Tip #1) The Rule of thirds
For best composition, try to line up objects in your image according to 4 invisible lines. Divide the image into 3 vertical sections and 3 horizontal to find these lines. Now, if you try to do that with my image, it won't work because I cropped it down to screen resolution. The original does adhere to this.
Tip #2) Avoid brights around the edges
If you have bright sections next to the border of your image, it will draw your eye away from the main subject. This tip was passed from Ansel Adams to a great instructor I had and now from me to you.ORIGINALEDITED
Tip #3) Depth of field
Depth of field is important especially for macro photography. You need to highlight what your viewer should see and place emphasis on subjects in your image. The way to control this is to change the iris size. The smaller the iris, the sharper and longer the depth of field. This is done through f-stops, and the larger the number (22) the smaller the iris.
Tip #4) Feel the curves
Pure white should be avoided. A printer can not print pure white and our eyes perceive this as a loss of information. With a white point around 95% of full, we still see it as white, but information is still there which make the image more pleasing to look at.

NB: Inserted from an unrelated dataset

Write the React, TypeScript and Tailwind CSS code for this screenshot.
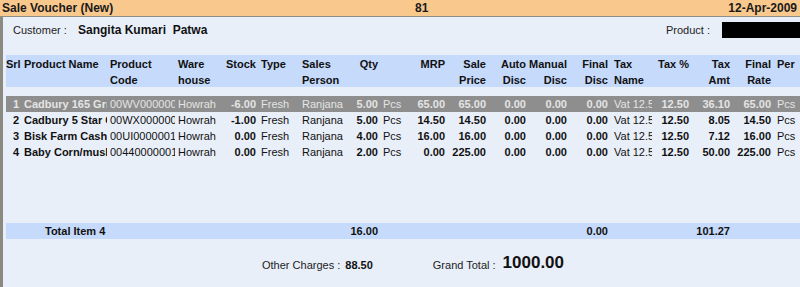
const cols = 'grid grid-cols-[18px_86px_68px_46px_34px_44px_48px_30px_25px_42px_41px_40px_41px_41px_44px_37px_41px_41px_27px]';

const rows = [
  ['1', 'Cadbury 165 Grm', '00WV0000001', 'Howrah', '-6.00', 'Fresh', 'Ranjana', '5.00', 'Pcs', '65.00', '65.00', '0.00', '0.00', '0.00', 'Vat 12.5', '12.50', '36.10', '65.00', 'Pcs'],
  ['2', 'Cadbury 5 Star Choco', '00WX0000001', 'Howrah', '-1.00', 'Fresh', 'Ranjana', '5.00', 'Pcs', '14.50', '14.50', '0.00', '0.00', '0.00', 'Vat 12.5', '12.50', '8.05', '14.50', 'Pcs'],
  ['3', 'Bisk Farm Cashew', '00UI0000001', 'Howrah', '0.00', 'Fresh', 'Ranjana', '4.00', 'Pcs', '16.00', '16.00', '0.00', '0.00', '0.00', 'Vat 12.5', '12.50', '7.12', '16.00', 'Pcs'],
  ['4', 'Baby Corn/mushroom', '00440000001', 'Howrah', '0.00', 'Fresh', 'Ranjana', '2.00', 'Pcs', '0.00', '225.00', '0.00', '0.00', '0.00', 'Vat 12.5', '12.50', '50.00', '225.00', 'Pcs'],
];

// alignment / weight per column
const right = [4, 7, 9, 10, 11, 12, 13, 15, 16, 17];
const bold = [0, 1, 4, 7, 9, 10, 11, 12, 13, 15, 16, 17];

function cellClass(i: number) {
  const base = 'overflow-hidden whitespace-nowrap';
  if (i === 0) return base + ' pl-[7px]';
  if (i === 1 || i === 2) return base + ' mr-[3px]';
  if (i === 14) return base + ' pl-[4px] mr-[2px]';
  if (right.includes(i)) return base + ' text-right pr-[2px]';
  if (i === 18) return base + ' pl-[4px]';
  if (i === 5 || i === 8) return base + ' pl-[3px]';
  return base;
}

export default function App() {
  return (
    <div className="w-[800px] h-[287px] overflow-hidden bg-[#e9eff9] text-[11px] leading-[16px] text-[#111] font-['Liberation_Sans',Arial,sans-serif]">
      {/* title bar */}
      <div className="h-[17px] bg-[#f9c88d] border-b border-[#8f8f86] flex items-center font-bold text-[12px] text-[#1a1a1a]">
        <span className="pl-[2px] w-[415px]">Sale Voucher (New)</span>
        <span className="flex-1">81</span>
        <span className="pr-[3px]">12-Apr-2009</span>
      </div>

      <div className="flex h-[270px]">
        <div className="w-[3px] bg-[#8a8a80]" />
        <div className="flex-1 pl-[3px] flex flex-col">
          {/* customer line */}
          <div className="h-[38px] flex items-start pt-[5px]">
            <span className="pl-[7px] w-[72px] text-[#222]">Customer :</span>
            <span className="font-bold text-[12px]">Sangita Kumari&nbsp;&nbsp;Patwa</span>
            <span className="ml-auto mr-[12px] text-[#222]">Product :</span>
            <div className="w-[78px] h-[16px] bg-black" />
          </div>

          {/* header */}
          <div className={cols + ' bg-[#c6dafb] h-[32px] font-bold pt-[1px]'}>
            <span>Srl</span>
            <span>Product Name</span>
            <span>Product<br />Code</span>
            <span>Ware<br />house</span>
            <span className="text-right pr-[2px]">Stock</span>
            <span className="pl-[3px]">Type</span>
            <span>Sales<br />Person</span>
            <span className="text-right pr-[2px]">Qty</span>
            <span />
            <span className="text-right pr-[2px]">MRP</span>
            <span className="text-right pr-[2px]">Sale<br />Price</span>
            <span className="text-right pr-[2px]">Auto<br />Disc</span>
            <span className="text-right pr-[2px]">Manual<br />Disc</span>
            <span className="text-right pr-[2px]">Final<br />Disc</span>
            <span className="pl-[4px]">Tax<br />Name</span>
            <span className="text-right pr-[2px]">Tax %</span>
            <span className="text-right pr-[2px]">Tax<br />Amt</span>
            <span className="text-right pr-[2px]">Final<br />Rate</span>
            <span className="pl-[4px]">Per</span>
          </div>

          {/* rows */}
          <div className="mt-[9px] h-[127px]">
            {rows.map((r, ri) => (
              <div
                key={ri}
                className={cols + ' h-[16px] ' + (ri === 0 ? 'bg-[#8e8e8e] text-[#e4e4e4]' : '')}
              >
                {r.map((c, i) => (
                  <span key={i} className={cellClass(i) + (bold.includes(i) ? ' font-bold' : '')}>
                    {c}
                  </span>
                ))}
              </div>
            ))}
          </div>

          {/* total */}
          <div className={cols + ' bg-[#c6dafb] h-[16px] font-bold'}>
            <span />
            <span className="col-span-2 pl-[21px]">Total Item 4</span>
            <span className="col-start-8 text-right pr-[2px]">16.00</span>
            <span className="col-start-14 text-right pr-[2px]">0.00</span>
            <span className="col-start-17 text-right pr-[2px]">101.27</span>
          </div>

          {/* footer */}
          <div className="flex items-end h-[40px] pb-[6px]">
            <span className="ml-[256px] text-[#222]">Other Charges :</span>
            <span className="ml-[5px] font-bold">88.50</span>
            <span className="ml-[60px] text-[#222]">Grand Total :</span>
            <span className="ml-[7px] font-bold text-[17px] leading-[20px]">1000.00</span>
          </div>
        </div>
      </div>
    </div>
  );
}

If you are working in 16-bit images, but may convert them to 8-but later, use curves to select the blackest black and whitest white of your photograph. This calibrates the image to use the full gamut spectrum before you convert and loose information. "But that makes my image look fake!" you say? Use an adjustment layer to restore settings if you like. What this does is protect you if you work in 8-bit with photoshop 7 like me and minimized combing effects.
There are perfectly good exceptions to all of these in the name of art so experiment with some images. I'm in LA right now, but I'll try to post some before and after images of another photo I did when I can.